Alaska Seaplanes to close Petersburg and Wrangell locations

a plane
Alaska Seaplanes’ C-208 Grand Caravan is a nine passenger plane that was used on routes between Petersburg and Juneau. (Photo courtesy of Alaska Seaplanes)

Alaska Seaplanes announced on Wednesday that it will close its Petersburg and Wrangell locations at the end of the month. Alaska Seaplanes is the only commuter airline service in competition with Alaska Airlines in Southeast Alaska.

General Manager Carl Ramseth says the decision did not come lightly.

“It was the difficult decision that came, it came after much deliberation — months and months of deliberation,” he said. “[I] think this is probably the hardest decision I’ve been involved in personally in my 30-plus years of aviation and Southeast. It just was not our plan to leave.”

The closure will take effect for passengers on Oct. 31 and for cargo on Oct. 28.

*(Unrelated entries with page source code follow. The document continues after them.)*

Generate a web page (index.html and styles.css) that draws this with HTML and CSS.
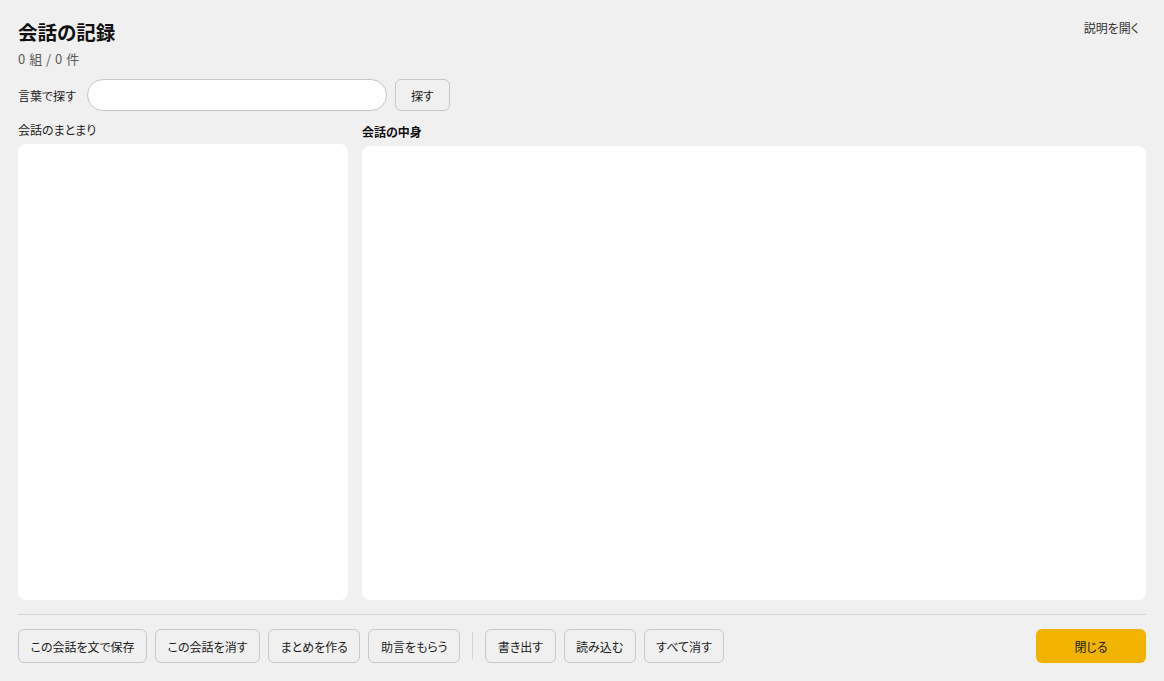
FILE: index.html
```html
<!DOCTYPE html>
<html lang="ja">
<head>
    <meta charset="UTF-8">
    <meta name="viewport" content="width=device-width, initial-scale=1.0">
    <title>会話の記録</title>
    <link rel="stylesheet" href="styles.css">
</head>
<body>
    <div class="log-window">
        <header class="log-header">
            <div class="heading">
                <h1>会話の記録</h1>
                <div class="count">0 組 / 0 件</div>
            </div>
            <button class="help-link">説明を開く</button>
        </header>

        <div class="search-row">
            <label for="search-word">言葉で探す</label>
            <input type="text" id="search-word" class="search-input">
            <button class="btn">探す</button>
        </div>

        <main class="columns">
            <section class="col col-list">
                <div class="col-title">会話のまとまり</div>
                <div class="panel"></div>
            </section>
            <section class="col col-detail">
                <div class="col-title strong">会話の中身</div>
                <div class="panel"></div>
            </section>
        </main>

        <footer class="actions">
            <button class="btn">この会話を文で保存</button>
            <button class="btn">この会話を消す</button>
            <button class="btn">まとめを作る</button>
            <button class="btn">助言をもらう</button>
            <span class="sep"></span>
            <button class="btn">書き出す</button>
            <button class="btn">読み込む</button>
            <button class="btn">すべて消す</button>
            <button class="btn btn-close">閉じる</button>
        </footer>
    </div>
</body>
</html>
```

FILE: styles.css
```css
/* Base */
html, body {
    margin: 0;
    padding: 0;
    height: 100%;
}

body {
    background-color: #f0f0f0;
    color: #1a1a1a;
    font-family: "Noto Sans CJK JP", "Noto Sans", sans-serif;
    font-feature-settings: "palt";
}

button, input {
    font-feature-settings: "palt";
}

.log-window {
    height: 100vh;
    box-sizing: border-box;
    padding: 18px;
    display: flex;
    flex-direction: column;
}

/* Header */
.log-header {
    display: flex;
    justify-content: space-between;
    align-items: flex-start;
}

.log-header h1 {
    margin: 0;
    font-size: 19.5px;
    line-height: 28px;
    font-weight: 700;
    color: #111;
}

.log-header .count {
    margin-top: 4px;
    font-size: 13px;
    line-height: 18px;
    color: #5a5a5a;
    word-spacing: 1px;
}

.help-link {
    margin: 1px 7px 0 0;
    padding: 0;
    border: none;
    background: none;
    font-family: inherit;
    font-size: 12px;
    line-height: 18px;
    color: #333;
    cursor: pointer;
}

/* Search */
.search-row {
    margin-top: 11px;
    display: flex;
    align-items: center;
    gap: 8px;
}

.search-row label {
    font-size: 12px;
    color: #222;
    margin-right: 3px;
}

.search-input {
    width: 300px;
    height: 32px;
    box-sizing: border-box;
    border: 1px solid #c6c6c6;
    border-radius: 16px;
    background: #fff;
    padding: 0 14px;
    font-family: inherit;
    font-size: 13px;
    outline: none;
}

.search-row .btn {
    height: 32px;
    padding: 0 15px;
}

/* Columns */
.columns {
    flex: 1;
    min-height: 0;
    margin-top: 10px;
    display: flex;
    gap: 14px;
}

.col {
    display: flex;
    flex-direction: column;
}

.col-list {
    width: 330px;
}

.col-detail {
    flex: 1;
    padding-top: 2px;
}

.col-title {
    font-size: 12px;
    line-height: 18px;
    color: #222;
    margin-bottom: 5px;
}

.col-title.strong {
    font-weight: 700;
    color: #111;
}

.panel {
    flex: 1;
    background: #fff;
    border-radius: 8px;
}

/* Footer actions */
.actions {
    margin-top: 14px;
    border-top: 1px solid #d6d6d6;
    padding-top: 14px;
    display: flex;
    align-items: center;
    gap: 8px;
}

.btn {
    height: 34px;
    padding: 0 11.5px;
    box-sizing: border-box;
    border: 1px solid #c8c8c8;
    border-radius: 6px;
    background: #f0f0f0;
    font-family: inherit;
    font-size: 12px;
    color: #1a1a1a;
    cursor: pointer;
    white-space: nowrap;
}

.sep {
    width: 1px;
    height: 28px;
    background: #d6d6d6;
    margin: 0 4px;
}

.btn-close {
    margin-left: auto;
    width: 110px;
    border: none;
    background: #f0b400;
    color: #1a1a1a;
}
```
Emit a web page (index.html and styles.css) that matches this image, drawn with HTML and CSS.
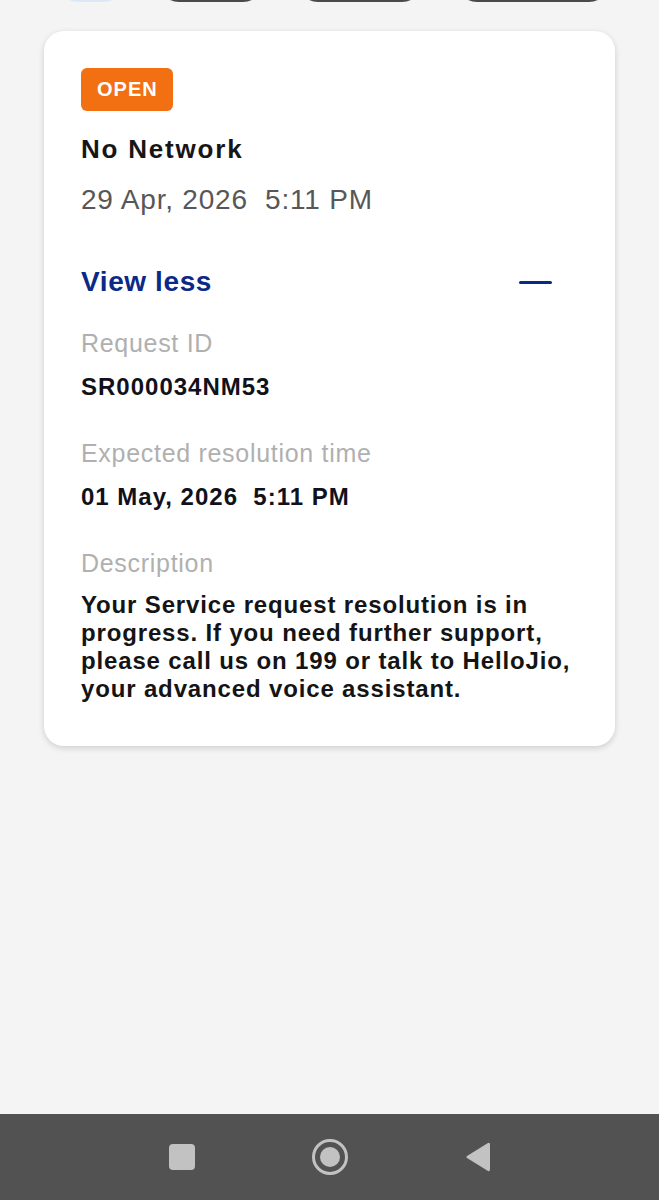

The airline offers twice-daily flights between Petersburg and Juneau, which allow residents to take day trips to the capital. Those will end, along with the triangular flights that connect Sitka, Wrangell and Petersburg three times a week.

Alaska Seaplanes began serving Petersburg in April of 2021 and Wrangell in May of 2022. Ramseth says that when Seaplanes starts serving a community, they have a three-year plan to allow time to build up a presence in the town. This is only the second time Seaplanes has pulled out of a community before that three-year period is up.

“With Wrangell and Petersburg, it’s just bottom line, the traffic and the ridership didn’t grow as we’d hoped,” said Ramseth.

But low ridership isn’t the only factor. Alaska Seaplanes also rely on carrying cargo. That brings in more business in smaller communities like Tenakee Springs and Klawock because they are not serviced by Alaska Airlines. Ramseth says that isn’t true for Wrangell and Petersburg.

“One challenge that Wrangell and Petersburg have compared to most of our other communities is that we don’t carry any mail or UPS, and we don’t have so much cargo into those communities,” he said. “So that affects the bottom line too.” 

Seaplanes has two part-time employees in Wrangell. Petersburg has one full-time and two part-time workers. All were informed of the closure last week. Ramseth says that while there are jobs with the company for them in other communities, all employees want to stay where they are.

The closure is indefinite, although Ramseth says he would love to be able to serve Wrangell and Petersburg again in the future if factors change.

Alaska Seaplanes isn’t the first commuter airline service to call it quits after a short stint in central Southeast. Island Air ended its Petersburg to Juneau flights after just nine months in 2018. Scott Van Valin, co-owner and director of operations, told KFSK at the time that there was not enough passenger demand on those flights.